With binary trees, because we use two types of next pointers, left and right, we can build a tree. And we know trees in general have logarithmic-- can have logarithmic height. And so it's possible in a tree to get to any node starting from the root and only log n traversals. So that's the intuition on what's going on.

Now today, we're going to talk about the height of a tree. So let me define a couple of definitions here. Subtree height of a node. So a tree decomposes into subtrees. So for example, the subtree rooted at B or the subtree of B is this portion of the tree. So it's that node and all of the descendants of this node.

So because we have parents and children, we can generalize in the familial tree sense. We can talk about ancestors of a node. So the ancestors of F are its parent, its grandparent, great-grandparents and so on. Together, all of these are called ancestors. It doesn't quite correspond to familial trees because familial trees you have two parents. Here, you only have a unique parent. Or the poor root has no parent.

We also talk about-- it's like mixed metaphors-- leaves of the tree. These are people with no children. Parents will complain about this, but many-- like many of us in this room, they have no children yet, so we are called leaves. You can tell your parent, hey, I'm just the leaf, you know? Blowing in the wind.

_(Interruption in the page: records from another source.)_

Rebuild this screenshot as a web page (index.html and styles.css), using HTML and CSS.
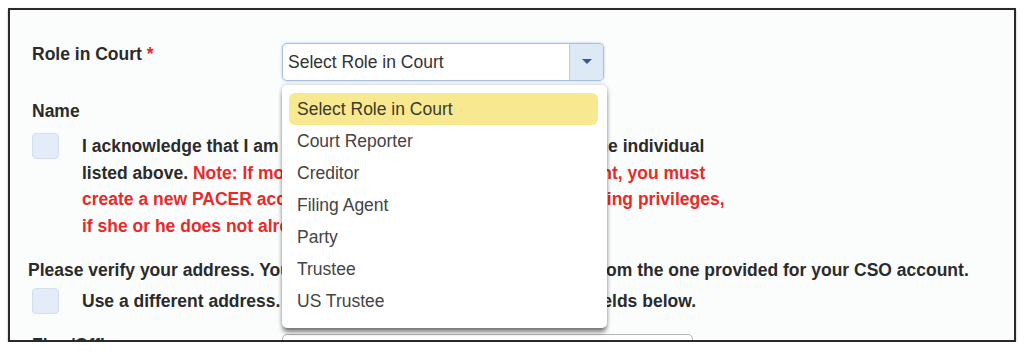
FILE: index.html
```html
<!DOCTYPE html>
<html lang="en">
<head>
  <meta charset="UTF-8" />
  <title>Filer Registration</title>
  <link rel="stylesheet" href="styles.css">
</head>
<body>
  <div class="frame">
    <form class="reg-form">
      <div class="form-row">
        <label class="field-label">Role in Court <span class="req">*</span></label>
        <div class="select-wrap">
          <div class="select-box">
            <span class="select-value">Select Role in Court</span>
            <span class="select-arrow">
              <svg width="10" height="6" viewBox="0 0 10 6"><path d="M0 0 H10 L5 5 Z" fill="#2d5d9c"/></svg>
            </span>
          </div>
          <ul class="select-menu">
            <li class="active">Select Role in Court</li>
            <li>Court Reporter</li>
            <li>Creditor</li>
            <li>Filing Agent</li>
            <li>Party</li>
            <li>Trustee</li>
            <li>US Trustee</li>
          </ul>
        </div>
      </div>

      <div class="section-label">Name</div>

      <div class="check-row">
        <span class="checkbox"></span>
        <p class="check-text">
          I acknowledge that I am legally authorized to file on behalf of the individual<br>
          listed above. <span class="note">Note: If more than one individual uses this account, you must<br>
          create a new PACER account for each person that requires e-filing privileges,<br>
          if she or he does not already have one.</span>
        </p>
      </div>

      <p class="verify-text">Please verify your address. You can use another address if it varies from the one provided for your CSO account.</p>

      <div class="check-row short">
        <span class="checkbox"></span>
        <p class="check-text">Use a different address. Please enter your new address in all fields below.</p>
      </div>

      <div class="form-row last">
        <label class="field-label">Firm/Office</label>
        <div class="text-input"></div>
      </div>
    </form>
  </div>
</body>
</html>
```

FILE: styles.css
```css
* {
  box-sizing: border-box;
  margin: 0;
  padding: 0;
}

body {
  background-color: #fff;
  font-family: "Liberation Sans", Arial, sans-serif;
  padding: 8px 10px 0 8px;
}

.frame {
  height: 334px;
  border: 2px solid #2a2a2a;
  background-color: #fbfdfd;
  overflow: hidden;
  box-shadow: 0 1px 2px rgba(0,0,0,0.3);
}

.reg-form {
  padding: 31px 0 0 22px;
  color: #2b2b2b;
  font-size: 17.5px;
  font-weight: bold;
  line-height: 26px;
}

.form-row {
  display: flex;
}

.field-label {
  width: 250px;
  flex-shrink: 0;
}

.req {
  color: #e42a2a;
}

.select-wrap {
  position: relative;
  margin-top: 2px;
}

.select-box {
  display: flex;
  width: 322px;
  height: 38px;
  border: 1px solid #a7c0df;
  border-radius: 5px;
  background-color: #fff;
  box-shadow: 0 0 3px rgba(110,160,220,0.55);
  overflow: hidden;
}

.select-value {
  flex: 1;
  padding-left: 5px;
  font-weight: normal;
  font-size: 17.5px;
  line-height: 36px;
  color: #333;
}

.select-arrow {
  width: 34px;
  display: flex;
  align-items: center;
  justify-content: center;
  border-left: 1px solid #b9cde6;
  background-color: #dee9f6;
}

.select-menu {
  position: absolute;
  top: 42px;
  left: 0;
  width: 325px;
  height: 243px;
  padding: 8px 9px 0 7px;
  list-style: none;
  background-color: #fff;
  border-radius: 5px;
  box-shadow: 0 5px 5px -1px rgba(0,0,0,0.5), 0 0 4px rgba(0,0,0,0.22);
  z-index: 10;
}

.select-menu li {
  height: 32px;
  padding-left: 8px;
  font-weight: normal;
  font-size: 17.5px;
  line-height: 32px;
  color: #444;
  border-radius: 6px;
}

.select-menu li.active {
  background-color: #f8e991;
  color: #3b3b2b;
}

.section-label {
  margin-top: 17px;
}

.check-row {
  display: flex;
  gap: 23px;
  margin-top: 9px;
}

.check-row.short {
  margin-top: 5px;
}

.checkbox {
  width: 27px;
  height: 26px;
  flex-shrink: 0;
  border: 1px solid #d3dfee;
  border-radius: 4px;
  background-color: #e3ecf8;
}

.check-text {
  line-height: 26.5px;
  white-space: nowrap;
}

.note {
  color: #e62b2b;
}

.verify-text {
  margin: 18px 0 0 -4px;
  white-space: nowrap;
}

.form-row.last {
  margin-top: 17px;
}

.text-input {
  width: 411px;
  height: 36px;
  margin-top: 2px;
  border: 1px solid #b5b5b5;
  border-radius: 5px;
  background-color: #fff;
}
```
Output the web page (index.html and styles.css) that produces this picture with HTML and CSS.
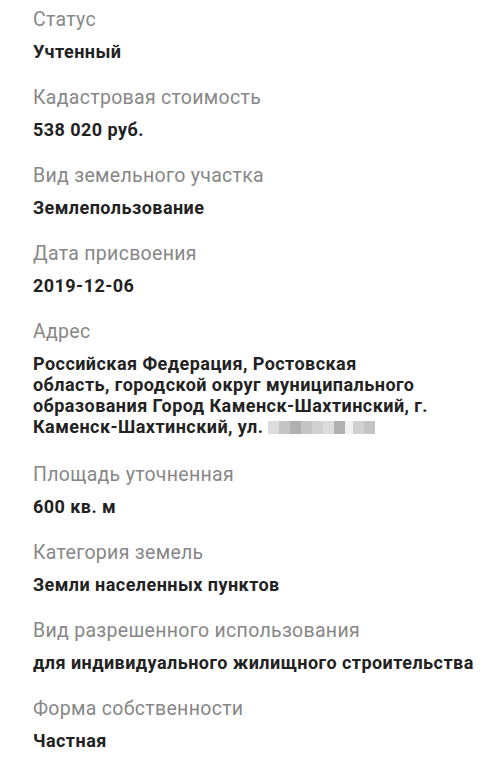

So this-- ah, it's so many mixed metaphors, but we always draw trees downwards like the root structure of a tree. Yet we call the ends of the roots leaves, which is upside-down. Anyway, that's trees for you. Lots of entertaining analogies. OK, but ancestors are useful. Descendants are also useful. So the descendants of B are all of its children and all of its grandchildren and all the way down, but just within the subtree. So the subtree of X consists of X and its descendants. And we think of X being the root of that subtree. So we're kind of forgetting about everything outside of the subtree when we talk about the subtree of X.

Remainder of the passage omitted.